Unlocking the healing power of plants to combat human diseases is a personal mission for Dr. Anait (“Ana”) Levenson, M.D., Ph.D., who has devoted years of research to this vital area.
At LIU Pharmacy since 2016, Dr. Levenson has been studying how bioactive compounds found in grapes and blueberries could lead to the cure of prostate and breast cancer. As a professor at the proposed new College of Veterinary Medicine at LIU Post, pending its accreditation, she’ll continue her work in this growing field.
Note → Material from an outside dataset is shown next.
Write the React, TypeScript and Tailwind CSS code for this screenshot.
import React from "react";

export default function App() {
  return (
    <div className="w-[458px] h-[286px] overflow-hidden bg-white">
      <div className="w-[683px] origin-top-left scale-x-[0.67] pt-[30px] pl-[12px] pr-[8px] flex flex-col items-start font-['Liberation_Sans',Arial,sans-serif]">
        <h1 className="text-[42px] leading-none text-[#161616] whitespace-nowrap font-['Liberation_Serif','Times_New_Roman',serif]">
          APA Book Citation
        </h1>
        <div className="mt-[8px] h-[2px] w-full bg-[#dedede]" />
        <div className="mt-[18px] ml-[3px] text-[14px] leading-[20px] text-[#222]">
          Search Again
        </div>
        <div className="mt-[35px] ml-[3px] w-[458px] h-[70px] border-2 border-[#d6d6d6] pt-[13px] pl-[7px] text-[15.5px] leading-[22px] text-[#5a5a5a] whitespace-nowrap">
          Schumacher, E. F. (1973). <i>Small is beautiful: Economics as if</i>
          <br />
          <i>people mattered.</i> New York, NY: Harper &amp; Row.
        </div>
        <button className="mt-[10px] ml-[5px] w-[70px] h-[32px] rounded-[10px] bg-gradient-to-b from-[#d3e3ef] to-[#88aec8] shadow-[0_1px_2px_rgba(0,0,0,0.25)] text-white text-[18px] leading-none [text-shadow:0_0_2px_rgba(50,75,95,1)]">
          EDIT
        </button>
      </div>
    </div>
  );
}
Her intense interest in this subject recently drew her along with hundreds of the world’s other top researchers to convene in northern India at the foothills of the Himalayas for the second International Conference by the American Council for Medicinally Active Plants (ACMAP) together with the International Conference on Medicinal, Aromatic and Nutraceutical Plants from Mountainous Areas. The conference, held in February, was jointly arranged by the ACMAP, USA, and the Graphic Era (Deemed to be University), Dehradun, Uttarakhand, India.
“We are just beginning to understand the potential these plants could have for our health,” Levenson said.
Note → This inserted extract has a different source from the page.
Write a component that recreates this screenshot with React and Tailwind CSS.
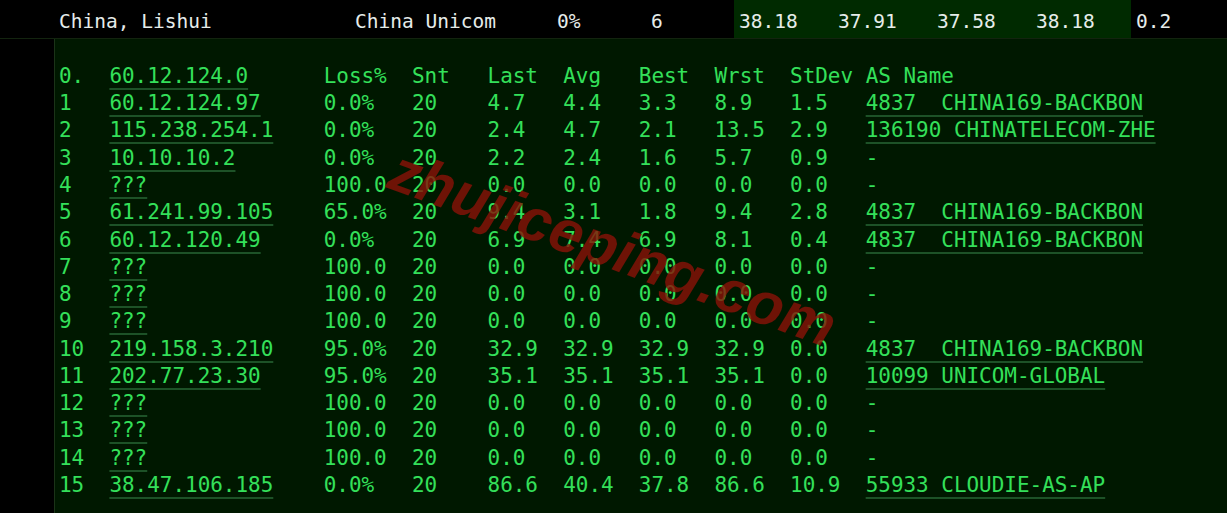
const hops = [
    { n: "1", ip: "60.12.124.97", loss: "0.0%", snt: "20", last: "4.7", avg: "4.4", best: "3.3", wrst: "8.9", stdev: "1.5", as: "4837  CHINA169-BACKBON" },
    { n: "2", ip: "115.238.254.1", loss: "0.0%", snt: "20", last: "2.4", avg: "4.7", best: "2.1", wrst: "13.5", stdev: "2.9", as: "136190 CHINATELECOM-ZHE" },
    { n: "3", ip: "10.10.10.2", loss: "0.0%", snt: "20", last: "2.2", avg: "2.4", best: "1.6", wrst: "5.7", stdev: "0.9", as: "" },
    { n: "4", ip: "???", loss: "100.0", snt: "20", last: "0.0", avg: "0.0", best: "0.0", wrst: "0.0", stdev: "0.0", as: "" },
    { n: "5", ip: "61.241.99.105", loss: "65.0%", snt: "20", last: "9.4", avg: "3.1", best: "1.8", wrst: "9.4", stdev: "2.8", as: "4837  CHINA169-BACKBON" },
    { n: "6", ip: "60.12.120.49", loss: "0.0%", snt: "20", last: "6.9", avg: "7.4", best: "6.9", wrst: "8.1", stdev: "0.4", as: "4837  CHINA169-BACKBON" },
    { n: "7", ip: "???", loss: "100.0", snt: "20", last: "0.0", avg: "0.0", best: "0.0", wrst: "0.0", stdev: "0.0", as: "" },
    { n: "8", ip: "???", loss: "100.0", snt: "20", last: "0.0", avg: "0.0", best: "0.0", wrst: "0.0", stdev: "0.0", as: "" },
    { n: "9", ip: "???", loss: "100.0", snt: "20", last: "0.0", avg: "0.0", best: "0.0", wrst: "0.0", stdev: "0.0", as: "" },
    { n: "10", ip: "219.158.3.210", loss: "95.0%", snt: "20", last: "32.9", avg: "32.9", best: "32.9", wrst: "32.9", stdev: "0.0", as: "4837  CHINA169-BACKBON" },
    { n: "11", ip: "202.77.23.30", loss: "95.0%", snt: "20", last: "35.1", avg: "35.1", best: "35.1", wrst: "35.1", stdev: "0.0", as: "10099 UNICOM-GLOBAL" },
    { n: "12", ip: "???", loss: "100.0", snt: "20", last: "0.0", avg: "0.0", best: "0.0", wrst: "0.0", stdev: "0.0", as: "" },
    { n: "13", ip: "???", loss: "100.0", snt: "20", last: "0.0", avg: "0.0", best: "0.0", wrst: "0.0", stdev: "0.0", as: "" },
    { n: "14", ip: "???", loss: "100.0", snt: "20", last: "0.0", avg: "0.0", best: "0.0", wrst: "0.0", stdev: "0.0", as: "" },
    { n: "15", ip: "38.47.106.185", loss: "0.0%", snt: "20", last: "86.6", avg: "40.4", best: "37.8", wrst: "86.6", stdev: "10.9", as: "55933 CLOUDIE-AS-AP" },
];

const link = "underline decoration-[#1d5227] decoration-2 underline-offset-[5px]";

const Row = ({ n, ip, loss, snt, last, avg, best, wrst, stdev, as }) => (
    <div className="flex h-[27.27px] items-center whitespace-pre">
        <div className="w-[4ch]">{n}</div>
        <div className="w-[17ch]"><span className={link}>{ip}</span></div>
        <div className="w-[7ch]">{loss}</div>
        <div className="w-[6ch]">{snt}</div>
        <div className="w-[6ch]">{last}</div>
        <div className="w-[6ch]">{avg}</div>
        <div className="w-[6ch]">{best}</div>
        <div className="w-[6ch]">{wrst}</div>
        <div className="w-[6ch]">{stdev}</div>
        <div>{as ? <span className={link}>{as}</span> : "-"}</div>
    </div>
);

export default function App() {
    return (
        <div className="relative h-[513px] w-full overflow-hidden bg-black font-['DejaVu_Sans_Mono',monospace]">
            {/* top result row */}
            <div className="flex h-[39px] border-b border-[#13240f] text-[19.5px] text-[#e6ecea]">
                <div className="flex w-[355px] items-center pl-[59px] pt-[6px]">China, Lishui</div>
                <div className="flex w-[202px] items-center pt-[6px]">China Unicom</div>
                <div className="flex w-[94px] items-center pt-[6px]">0%</div>
                <div className="flex w-[83px] items-center pt-[6px]">6</div>
                <div className="flex bg-[#002a00]">
                    <div className="flex w-[99px] items-center pl-[5px] pt-[6px]">38.18</div>
                    <div className="flex w-[99px] items-center pl-[5px] pt-[6px]">37.91</div>
                    <div className="flex w-[99px] items-center pl-[5px] pt-[6px]">37.58</div>
                    <div className="flex w-[100px] items-center pl-[5px] pt-[6px]">38.18</div>
                </div>
                <div className="flex items-center pl-[5px] pt-[6px]">0.2</div>
            </div>

            {/* mtr panel */}
            <div className="ml-[54px] h-[474px] border-l border-[#1b3318] bg-[#001800] pl-[4px] pt-[24px] text-[20.95px] text-[#34e05a]">
                <div className="flex h-[27.27px] items-center whitespace-pre">
                    <div className="w-[4ch]">0.</div>
                    <div className="w-[17ch]"><span className={link}>60.12.124.0</span></div>
                    <div className="w-[7ch]">Loss%</div>
                    <div className="w-[6ch]">Snt</div>
                    <div className="w-[6ch]">Last</div>
                    <div className="w-[6ch]">Avg</div>
                    <div className="w-[6ch]">Best</div>
                    <div className="w-[6ch]">Wrst</div>
                    <div className="w-[6ch]">StDev</div>
                    <div>AS Name</div>
                </div>
                {hops.map((h) => <Row key={h.n} {...h} />)}
            </div>

            {/* watermark */}
            <div className="pointer-events-none absolute left-[402px] top-[140px] origin-top-left rotate-[20deg] font-['Liberation_Sans',sans-serif] text-[60px] font-bold italic leading-none text-[#8a1208] opacity-80">
                zhujiceping.com
            </div>
        </div>
    );
}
Representing LIU, she chaired the “Human Health and Plants” session and was a keynote speaker as well as one of the organizers. A former vice president of ACMAP, Levenson continues to be an active member of its Board of Directors. Three years ago, ACMAP organized the first international conference in Lima, Peru.
“Both Peru and India are places where people have been using plants for medicinal purposes for thousands of years,” Levenson said. “These countries have those traditions but they lack the technology to work with them. Whereas we Americans have the technology and the researchers, but we lack that tradition.”
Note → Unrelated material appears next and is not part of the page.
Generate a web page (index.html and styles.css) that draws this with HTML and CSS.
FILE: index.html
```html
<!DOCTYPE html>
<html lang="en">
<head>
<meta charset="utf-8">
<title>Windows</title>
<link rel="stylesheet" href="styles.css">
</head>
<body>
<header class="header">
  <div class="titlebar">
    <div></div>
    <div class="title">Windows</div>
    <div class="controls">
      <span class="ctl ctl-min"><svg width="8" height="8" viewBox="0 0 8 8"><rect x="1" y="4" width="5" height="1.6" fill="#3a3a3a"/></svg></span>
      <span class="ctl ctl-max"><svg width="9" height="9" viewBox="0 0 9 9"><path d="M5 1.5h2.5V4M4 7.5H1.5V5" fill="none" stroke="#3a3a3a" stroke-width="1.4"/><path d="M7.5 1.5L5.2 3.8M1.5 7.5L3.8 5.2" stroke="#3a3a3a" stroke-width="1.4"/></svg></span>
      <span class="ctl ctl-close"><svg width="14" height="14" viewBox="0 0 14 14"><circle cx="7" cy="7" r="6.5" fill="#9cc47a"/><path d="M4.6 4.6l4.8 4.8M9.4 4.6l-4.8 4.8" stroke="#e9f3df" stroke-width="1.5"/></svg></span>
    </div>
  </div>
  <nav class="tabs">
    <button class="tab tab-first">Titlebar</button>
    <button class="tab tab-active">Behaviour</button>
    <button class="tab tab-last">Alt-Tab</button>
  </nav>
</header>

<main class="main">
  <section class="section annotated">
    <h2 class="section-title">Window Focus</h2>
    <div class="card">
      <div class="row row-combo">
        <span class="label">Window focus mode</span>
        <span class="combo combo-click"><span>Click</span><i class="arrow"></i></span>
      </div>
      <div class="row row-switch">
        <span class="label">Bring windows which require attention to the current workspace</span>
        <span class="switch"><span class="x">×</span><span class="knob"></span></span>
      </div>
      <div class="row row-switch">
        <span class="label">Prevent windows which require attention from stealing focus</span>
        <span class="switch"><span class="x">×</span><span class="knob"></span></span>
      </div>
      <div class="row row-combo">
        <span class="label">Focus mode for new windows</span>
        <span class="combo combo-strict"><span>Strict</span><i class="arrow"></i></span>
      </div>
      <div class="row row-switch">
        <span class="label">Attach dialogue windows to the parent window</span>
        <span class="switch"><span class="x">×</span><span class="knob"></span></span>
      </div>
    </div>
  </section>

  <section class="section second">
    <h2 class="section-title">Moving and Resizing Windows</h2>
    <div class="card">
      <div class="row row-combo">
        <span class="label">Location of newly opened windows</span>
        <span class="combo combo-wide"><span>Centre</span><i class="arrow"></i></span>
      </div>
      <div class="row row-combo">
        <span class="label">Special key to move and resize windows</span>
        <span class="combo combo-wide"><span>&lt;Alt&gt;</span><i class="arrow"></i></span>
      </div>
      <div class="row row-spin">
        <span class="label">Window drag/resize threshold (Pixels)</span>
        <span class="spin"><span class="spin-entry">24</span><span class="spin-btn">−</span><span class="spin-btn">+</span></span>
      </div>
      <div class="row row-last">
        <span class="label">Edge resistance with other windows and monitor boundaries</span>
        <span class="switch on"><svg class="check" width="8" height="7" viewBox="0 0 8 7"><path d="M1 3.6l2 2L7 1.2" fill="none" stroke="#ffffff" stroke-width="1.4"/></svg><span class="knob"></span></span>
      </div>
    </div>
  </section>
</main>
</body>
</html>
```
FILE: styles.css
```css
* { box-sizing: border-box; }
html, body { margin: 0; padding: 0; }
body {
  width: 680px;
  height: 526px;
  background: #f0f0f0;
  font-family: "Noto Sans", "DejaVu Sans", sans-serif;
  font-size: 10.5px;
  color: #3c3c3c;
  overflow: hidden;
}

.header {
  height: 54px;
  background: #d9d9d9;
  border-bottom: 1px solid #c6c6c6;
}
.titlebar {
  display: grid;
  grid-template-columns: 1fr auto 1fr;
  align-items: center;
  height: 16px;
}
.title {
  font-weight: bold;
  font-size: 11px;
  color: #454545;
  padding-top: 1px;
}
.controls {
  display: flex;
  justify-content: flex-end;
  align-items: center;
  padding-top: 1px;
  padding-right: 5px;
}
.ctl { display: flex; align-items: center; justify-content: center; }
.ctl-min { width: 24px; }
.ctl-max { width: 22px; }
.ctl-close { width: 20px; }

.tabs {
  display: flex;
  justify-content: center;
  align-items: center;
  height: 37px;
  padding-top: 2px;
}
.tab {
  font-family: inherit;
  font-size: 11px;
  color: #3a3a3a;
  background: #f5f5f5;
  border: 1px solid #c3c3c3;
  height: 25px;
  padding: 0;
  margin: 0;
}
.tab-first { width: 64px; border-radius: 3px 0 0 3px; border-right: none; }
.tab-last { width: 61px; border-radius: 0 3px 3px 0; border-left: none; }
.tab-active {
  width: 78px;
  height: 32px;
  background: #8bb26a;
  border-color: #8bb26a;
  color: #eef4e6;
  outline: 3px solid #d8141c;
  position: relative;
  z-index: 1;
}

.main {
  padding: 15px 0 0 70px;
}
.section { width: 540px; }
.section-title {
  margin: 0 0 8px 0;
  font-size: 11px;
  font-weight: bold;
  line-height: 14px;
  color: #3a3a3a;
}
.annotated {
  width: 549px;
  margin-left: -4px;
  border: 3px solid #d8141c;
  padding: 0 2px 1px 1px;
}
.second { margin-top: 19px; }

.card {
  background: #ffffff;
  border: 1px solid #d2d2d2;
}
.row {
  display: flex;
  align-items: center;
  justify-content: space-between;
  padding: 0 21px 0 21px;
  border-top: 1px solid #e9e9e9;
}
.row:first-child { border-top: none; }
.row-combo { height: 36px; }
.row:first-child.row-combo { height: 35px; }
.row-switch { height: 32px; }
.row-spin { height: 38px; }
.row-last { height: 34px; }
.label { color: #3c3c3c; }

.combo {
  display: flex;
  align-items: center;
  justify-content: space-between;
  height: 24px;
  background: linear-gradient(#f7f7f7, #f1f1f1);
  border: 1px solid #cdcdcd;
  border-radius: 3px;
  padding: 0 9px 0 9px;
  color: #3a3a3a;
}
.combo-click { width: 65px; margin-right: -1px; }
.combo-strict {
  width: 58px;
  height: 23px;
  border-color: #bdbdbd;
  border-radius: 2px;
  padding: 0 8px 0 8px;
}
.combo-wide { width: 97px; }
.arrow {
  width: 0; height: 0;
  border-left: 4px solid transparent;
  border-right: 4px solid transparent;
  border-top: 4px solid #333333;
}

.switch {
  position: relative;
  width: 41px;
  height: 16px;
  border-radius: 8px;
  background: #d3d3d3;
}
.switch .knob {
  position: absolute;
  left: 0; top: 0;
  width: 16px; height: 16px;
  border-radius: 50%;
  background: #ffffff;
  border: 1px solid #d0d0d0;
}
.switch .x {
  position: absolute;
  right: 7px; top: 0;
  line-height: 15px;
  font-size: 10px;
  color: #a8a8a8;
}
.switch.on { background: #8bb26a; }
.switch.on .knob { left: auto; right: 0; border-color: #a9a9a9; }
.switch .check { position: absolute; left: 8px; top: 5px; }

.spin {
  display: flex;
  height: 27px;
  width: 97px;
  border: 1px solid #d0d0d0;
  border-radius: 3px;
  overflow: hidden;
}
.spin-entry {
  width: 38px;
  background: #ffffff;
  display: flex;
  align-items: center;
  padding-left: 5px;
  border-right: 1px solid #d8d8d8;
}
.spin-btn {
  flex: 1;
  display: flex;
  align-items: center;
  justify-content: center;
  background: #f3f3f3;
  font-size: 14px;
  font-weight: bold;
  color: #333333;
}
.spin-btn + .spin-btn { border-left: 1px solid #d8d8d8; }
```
Her keynote lecture was titled “Chemopreventive and Therapeutic Effects of Stilbenes in Prostate Cancer.”
“Stilbenes are naturally occurring polyphenols (compounds) found in food and plants,” she explained. “Resveratrol found in grapes and red wine is the most widely studied stilbene compound with diverse pharmacological properties including anticarcinogenic effects. Another natural stilbene found mostly in blueberries is resveratrol’s cousin, pterostilbene, which also possesses anti-inflammatory, antioxidative and anticancer properties that can be used for chemoprevention and/or therapy in cancer. Pterostilbene exhibits more potent biological effects than resveratrol due to subtle differences in its molecular structure.”
Interestingly, she pointed out that India has a very low rate of prostate cancer, which she believes could be due to the preponderance of curcumin from turmeric in their diet. “A lot of studies do show that curcumin has anticancer, anti-inflammatory and antioxidant properties,” she said.
Although cancer is Levenson’s specialty, she wanted to emphasize that the scientific gathering was not a “cancer conference. It was about bioactive molecules from food and plants that can be used in treating different diseases.”
One of the most interesting connections Levenson said she made at the conference was meeting Professor Oliver Kayser, who is doing cannabis research at TU Dortmund University in Germany. He is also an Editor-in-Chief of Planta Medica, an international journal of natural products and medicinal plant research.
“He’s not a cancer cell and molecular biologist like me. He’s a medicinal chemist,” Levenson said, adding that she believes that multidisciplinary collaborations that bring a unique set of skills and a combined expertise in different areas of science are the key for new discoveries and successful research projects. Cannabinoids (CBD and THC) could be made into “more potent anticancer agents. This is what I want to study.”
Adding to the urgency of the conference was the prospect that climate change could wipe out many plants used in traditional medicine before scientists have the chance to examine their molecular structure in depth.
“We can’t allow these plants to die out,” she said, adding that one of the themes of the conference was a Himalaya farmers’ forum. “We have to study them more because they can offer us new compounds that we could use to cure diseases like diabetes and cancer. We don’t want to be too late!”
By all accounts, the conference was an overwhelming success. Levenson especially enjoyed meeting the Indian university students. “The students were very inspired and very enthusiastic,” she exclaimed. “We felt like celebrities!”
Now in the planning stages, the next ACMAP conference may take place thousands of miles away—in New Jersey. “We can’t go international all the time,” Levenson lamented. “It’s very, very hard to put together.”
But she has no doubt that the promise these plants hold makes it all worth it in the end.